Verizon’s Consumer segment had a total broadband net add of 13k in Q2, with Fios Internet net add of 30k offset by a non-Fios broadband net loss. Fios Internet revenues were not disclosed implied to have grown year-on-year.

AT&T’s Consumer Wireline segment similarly had a total broadband net loss of 25k (excluding DSL), with fiber net add of 316k more than offset by a non-fiber net loss. IP Broadband ARPU grew 5.3% year-on-year.

Verizon CFO specifically referenced lower sector activity level during the quarter:

While Fios Internet churn remains well below pre-pandemic levels, we are seeing softer gross adds due to lower-than-expected switching activity from moves and fewer new home purchases”

Matt Ellis, Verizon CFO (Q2 2022 earnings call)

Verizon’s Fixed Wireless offering is more of a concern, with net add accelerating to 168k in Q2 on the Consumer side, and management expect this to accelerate further in H2. However, this is a miniscule figure compared to total broadband bases of 30m+ each at Charter and Comcast, and we continue to believe that many Fixed Wireless subscribers represented new demand that was not served before:

Verizon Fixed Wireless Net Adds (Last 5 Quarters)

Verizon Fixed Wireless Net Adds (Last 5 Quarters)

Source: Verizon results presentation (Q2 2022).

Charter CFO Jessica Fischer had commented at an investor conference on June 15 that she did “expect” Charter’s Q2 broadband net adds to be positive excluding a 60-70k impact from the transition between different federal assistance programs (EBB and ACP), and “think” they will be positive even including this impact.

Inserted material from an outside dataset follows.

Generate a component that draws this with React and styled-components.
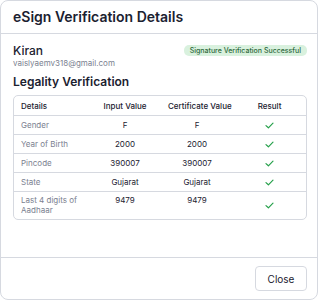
import styled, { createGlobalStyle } from 'styled-components';

const GlobalStyle = createGlobalStyle`
  html, body {
    margin: 0;
    padding: 0;
    background: #ffffff;
  }
  body {
    font-family: Inter, "Noto Sans", sans-serif;
    color: #1b2130;
  }
`;

const rows = [
  { label: 'Gender', input: 'F', cert: 'F' },
  { label: 'Year of Birth', input: '2000', cert: '2000' },
  { label: 'Pincode', input: '390007', cert: '390007' },
  { label: 'State', input: 'Gujarat', cert: 'Gujarat' },
  { label: 'Last 4 digits of Aadhaar', input: '9479', cert: '9479', tall: true },
];

function Check() {
  return (
    <svg width="9" height="7" viewBox="0 0 9 7" fill="none">
      <path d="M1 3.6 L3.4 5.8 L8 1.2" stroke="#25a04a" strokeWidth="1.2" strokeLinecap="round" strokeLinejoin="round" />
    </svg>
  );
}

function App() {
  return (
    <>
      <GlobalStyle />
      <Dialog>
        <Header>
          <Title>eSign Verification Details</Title>
        </Header>
        <Body>
          <Person>
            <div>
              <Name>Kiran</Name>
              <Email>vaislyaemv318@gmail.com</Email>
            </div>
            <Badge>Signature Verification Successful</Badge>
          </Person>
          <Heading>Legality Verification</Heading>
          <Table>
            <Row>
              <Cell head>Details</Cell>
              <Cell head center>Input Value</Cell>
              <Cell head center>Certificate Value</Cell>
              <Cell head center>Result</Cell>
            </Row>
            {rows.map((r) => (
              <Row key={r.label} tall={r.tall}>
                <Cell muted>{r.label}</Cell>
                <Cell center>{r.input}</Cell>
                <Cell center>{r.cert}</Cell>
                <Cell center icon>
                  <Check />
                </Cell>
              </Row>
            ))}
          </Table>
        </Body>
        <Footer>
          <CloseButton>Close</CloseButton>
        </Footer>
      </Dialog>
    </>
  );
}

const Dialog = styled.div`
  box-sizing: border-box;
  width: 318px;
  height: 300px;
  border: 1px solid #d6d9e0;
  border-radius: 8px;
  background: #ffffff;
  display: flex;
  flex-direction: column;
  overflow: hidden;
`;

const Header = styled.div`
  box-sizing: border-box;
  height: 33px;
  padding: 0 12px;
  display: flex;
  align-items: center;
  border-bottom: 1px solid #d6d9e0;
`;

const Title = styled.h1`
  margin: 0;
  font-size: 14px;
  font-weight: 600;
  line-height: 18px;
  color: #1b2130;
`;

const Body = styled.div`
  flex: 1;
  padding: 9px 10px 0 12px;
`;

const Person = styled.div`
  display: flex;
  justify-content: space-between;
  align-items: flex-start;
`;

const Name = styled.div`
  font-size: 12px;
  line-height: 15px;
  font-weight: 500;
  color: #1b2130;
`;

const Email = styled.div`
  font-size: 8px;
  line-height: 10px;
  color: #7b8190;
`;

const Badge = styled.span`
  margin-top: 2px;
  height: 11px;
  padding: 0 6px;
  display: inline-flex;
  align-items: center;
  border-radius: 5px;
  background: #d9f1de;
  color: #2e6a3c;
  font-size: 7px;
  font-weight: 500;
`;

const Heading = styled.h2`
  margin: 6px 0 5px;
  font-size: 12px;
  line-height: 16px;
  font-weight: 600;
  color: #1b2130;
`;

const Table = styled.div`
  border: 1px solid #d6d9e0;
  border-radius: 5px;
  overflow: hidden;
`;

const Row = styled.div`
  display: grid;
  grid-template-columns: 75px 72px 72px 1fr;
  min-height: ${(p) => (p.tall ? '28px' : '19px')};
  align-items: ${(p) => (p.tall ? 'start' : 'center')};
  padding: ${(p) => (p.tall ? '3px 0 4px' : '0')};
  box-sizing: border-box;
  & + & {
    border-top: 1px solid #d6d9e0;
  }
`;

const Cell = styled.div`
  padding: 0 7px;
  font-size: 8px;
  line-height: 10px;
  font-weight: ${(p) => (p.head ? 500 : 400)};
  white-space: ${(p) => (p.head ? 'nowrap' : 'normal')};
  color: ${(p) => (p.muted ? '#7b8190' : '#1b2130')};
  text-align: ${(p) => (p.center ? 'center' : 'left')};
  ${(p) => p.icon && 'align-self: center; display: flex; justify-content: center;'}
`;

const Footer = styled.div`
  box-sizing: border-box;
  height: 42px;
  border-top: 1px solid #d6d9e0;
  display: flex;
  justify-content: flex-end;
  align-items: flex-start;
  padding: 8px 10px 0;
`;

const CloseButton = styled.button`
  width: 52px;
  height: 25px;
  border: 1px solid #d6d9e0;
  border-radius: 4px;
  background: #ffffff;
  font-family: Inter, "Noto Sans", sans-serif;
  font-size: 10px;
  font-weight: 400;
  color: #1b2130;
  cursor: pointer;
`;

export default App;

Verizon Dividend Yield & Valuation

At $44.45, relative to the mid-point of 2022 EPS guidance ($5.10-5.25), VZ stock is at a P/E of 8.6x.

Relative to 2021 financials, VZ stock is at a P/E of 8.3x and a Free Cash Flow (“FCF”) Yield of 10.3%:

Verizon Earnings, Cashflows & Valuation (Since 2018)

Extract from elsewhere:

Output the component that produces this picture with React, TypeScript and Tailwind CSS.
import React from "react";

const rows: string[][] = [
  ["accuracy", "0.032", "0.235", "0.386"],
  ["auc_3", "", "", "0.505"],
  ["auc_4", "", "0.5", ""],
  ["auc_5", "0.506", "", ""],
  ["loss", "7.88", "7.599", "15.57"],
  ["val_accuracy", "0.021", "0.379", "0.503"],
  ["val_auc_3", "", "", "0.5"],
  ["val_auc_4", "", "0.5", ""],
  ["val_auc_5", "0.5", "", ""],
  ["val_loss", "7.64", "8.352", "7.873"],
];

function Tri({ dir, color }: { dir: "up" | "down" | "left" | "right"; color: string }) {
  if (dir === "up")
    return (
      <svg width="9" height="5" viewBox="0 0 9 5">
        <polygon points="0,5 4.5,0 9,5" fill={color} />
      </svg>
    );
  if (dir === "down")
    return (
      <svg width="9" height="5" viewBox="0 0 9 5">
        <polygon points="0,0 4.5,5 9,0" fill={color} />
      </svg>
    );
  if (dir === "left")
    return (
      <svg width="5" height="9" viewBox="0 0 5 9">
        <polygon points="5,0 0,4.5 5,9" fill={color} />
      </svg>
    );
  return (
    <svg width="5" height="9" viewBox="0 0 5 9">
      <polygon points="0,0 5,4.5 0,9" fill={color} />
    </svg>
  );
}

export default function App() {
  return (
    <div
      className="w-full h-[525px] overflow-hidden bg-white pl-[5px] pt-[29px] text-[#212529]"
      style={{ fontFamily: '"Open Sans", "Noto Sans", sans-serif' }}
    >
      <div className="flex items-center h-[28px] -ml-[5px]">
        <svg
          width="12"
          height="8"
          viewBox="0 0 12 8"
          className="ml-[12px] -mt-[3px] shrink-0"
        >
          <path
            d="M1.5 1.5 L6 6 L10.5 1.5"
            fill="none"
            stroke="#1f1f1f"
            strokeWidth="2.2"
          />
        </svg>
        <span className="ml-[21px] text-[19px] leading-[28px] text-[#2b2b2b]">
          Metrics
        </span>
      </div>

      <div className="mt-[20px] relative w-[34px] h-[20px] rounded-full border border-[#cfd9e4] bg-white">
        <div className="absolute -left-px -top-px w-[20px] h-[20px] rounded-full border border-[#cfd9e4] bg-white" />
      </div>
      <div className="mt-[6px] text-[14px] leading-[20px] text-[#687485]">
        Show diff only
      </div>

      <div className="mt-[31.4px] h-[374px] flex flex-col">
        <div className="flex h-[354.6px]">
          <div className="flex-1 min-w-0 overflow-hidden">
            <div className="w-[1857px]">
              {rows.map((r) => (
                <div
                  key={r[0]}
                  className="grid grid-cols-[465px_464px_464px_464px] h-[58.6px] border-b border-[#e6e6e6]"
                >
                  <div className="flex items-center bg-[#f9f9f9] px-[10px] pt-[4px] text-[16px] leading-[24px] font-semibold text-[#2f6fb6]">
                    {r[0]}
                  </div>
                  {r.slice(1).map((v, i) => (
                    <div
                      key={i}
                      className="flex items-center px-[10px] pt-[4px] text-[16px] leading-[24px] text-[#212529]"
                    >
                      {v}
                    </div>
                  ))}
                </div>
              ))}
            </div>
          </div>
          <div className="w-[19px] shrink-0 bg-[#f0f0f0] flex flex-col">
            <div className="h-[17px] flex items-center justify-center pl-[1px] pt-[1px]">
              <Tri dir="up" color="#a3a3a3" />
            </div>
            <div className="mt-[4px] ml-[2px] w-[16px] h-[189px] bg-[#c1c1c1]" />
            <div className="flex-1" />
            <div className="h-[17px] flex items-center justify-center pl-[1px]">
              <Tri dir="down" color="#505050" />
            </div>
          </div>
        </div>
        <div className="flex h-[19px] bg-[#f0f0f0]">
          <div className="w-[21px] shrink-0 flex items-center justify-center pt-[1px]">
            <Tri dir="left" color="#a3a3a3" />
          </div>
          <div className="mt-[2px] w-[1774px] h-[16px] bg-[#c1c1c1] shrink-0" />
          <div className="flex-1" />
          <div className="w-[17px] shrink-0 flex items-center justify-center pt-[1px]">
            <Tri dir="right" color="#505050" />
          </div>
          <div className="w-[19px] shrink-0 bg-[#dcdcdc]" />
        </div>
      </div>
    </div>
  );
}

Verizon Earnings, Cashflows & Valuation (Since 2018)

Source: Verizon company filings.

NB. 2020 benefited from a $2.2bn cash tax benefit related to the sale of shares in a foreign subsidiary and a $764m interest rate swap settlement (among others).

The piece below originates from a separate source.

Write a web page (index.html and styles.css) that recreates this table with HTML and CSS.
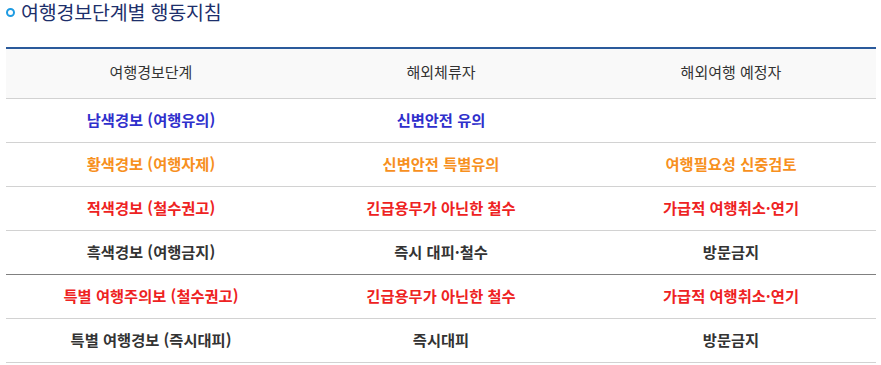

Excluding $2.1bn of C-band CapEx in 2021, recurring FCF was $21.4bn FCF Yield would have been 11.4%.

VZ stock pays a dividend of $0.64 per quarter ($2.56 annualized), which represents a Dividend Yield of 5.8%. Paying the dividend costs just under $11bn, nearly 2x covered by the recurring FCF. Verizon expects to continue to grow the dividend.

Net Unsecured Debt / EBITDA was 2.7x at Q2 2022, down 1.0x sequentially; the target range is 1.75-2x, expected to be reached in 4-5 years as deleveraging continues after the C-band acquisition in 2021. Net Debt / EBITDA was 3.1x.

Is VZ Stock a Buy?

We downgrade our rating on Verizon stock to Hold.